In this way, the unitary operators $U$ that describe quantum logic gates can be assumed to be given by time evolution of the Schrodinger equation for particular physical scinareos.

Universal Computation

A quantum full adder can be chained together into a circuit to add registers of quantum bits representing superpositions of integer numbers. Triffoli and CNOT gates are used.

A quantum full adder can be chained together into a circuit to add registers of quantum bits representing superpositions of integer numbers. Triffoli and CNOT gates are used.

A set of operations, often called quantum logic gates, are known to exist, which can construct any (with few caveats) quantum operation. The list is not huge: $X$, $Y$, $Z$, $H$, $P$, $T$, $CNOT$, $CZ$, $SWAP$, and Toffoli ($CCNOT$) are common, and physical implementations exist. This allows quantum circuits, like the quantum full adder to the right, to be constructed to do useful computations.

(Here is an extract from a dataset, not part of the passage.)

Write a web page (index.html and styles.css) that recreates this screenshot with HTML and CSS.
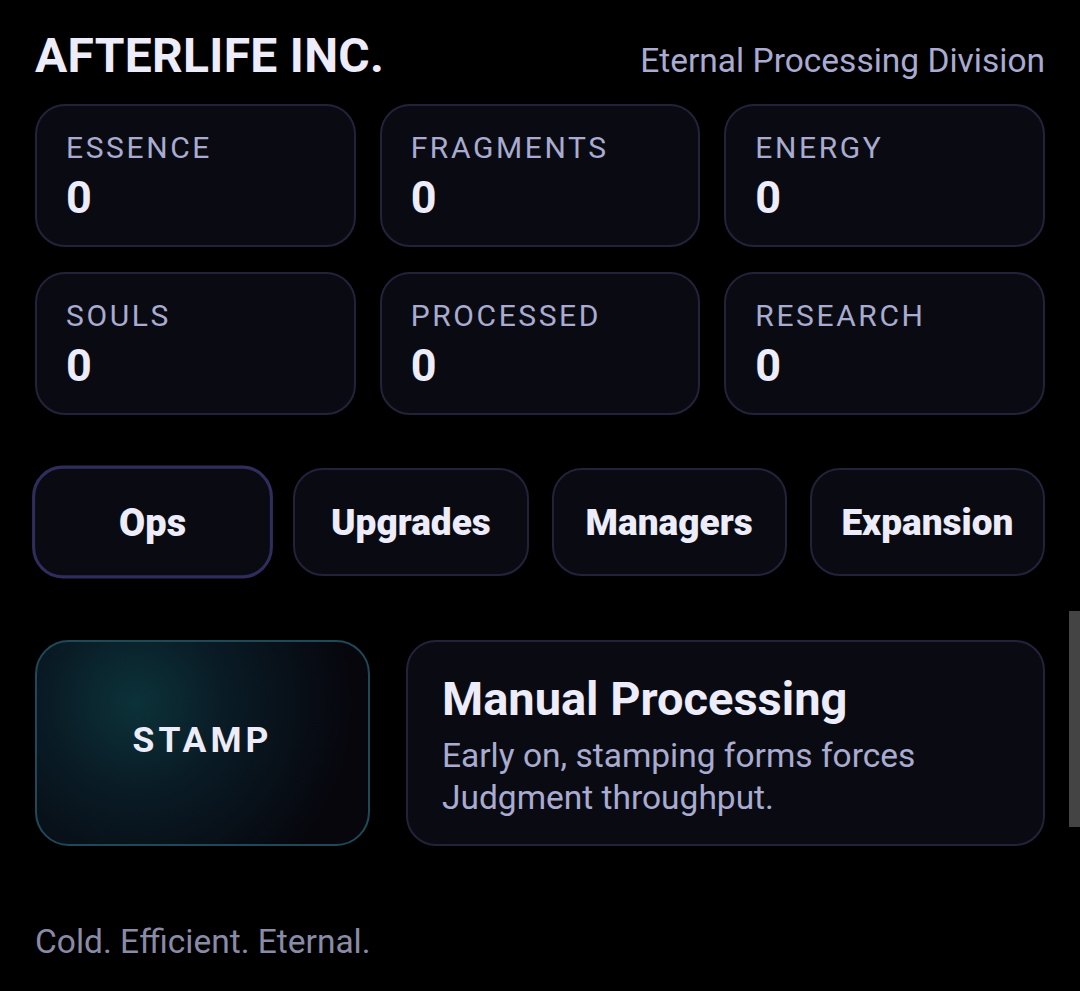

Like the classical scenario, these can be built up into vastly complex operations in aggregate.

Practical Quantum Computing

In much the same way that you would not write a computer program by selecting transistors and resistors and wiring them into logic gates to build up your program, quantum computing nominally does not involve thinking about the detailed construction of the quantum gates. There would be some “quantum compiler” which translates or compiles a language based on quantum concepts into a plan for applying operations (quantum gates) to particular quantum registers. There are Python packages like Qiskit which even supports targeting backends with different “instruction sets” (quantum gates) available. Indeed “machine code” for a quantum computer like QASM has existed for a while, and can describe any quantum algorithm as long as the hardware implements a universal set of gates.

In this way, a quantum computer could be used similar to a modern classical computer, in a way that leverages a finite set of pre-engineered operations from which any arbitrary quantum program could be constructed. That’s the theory, anyway, and offerings like IBM Quantum are well on their way to commercializing it!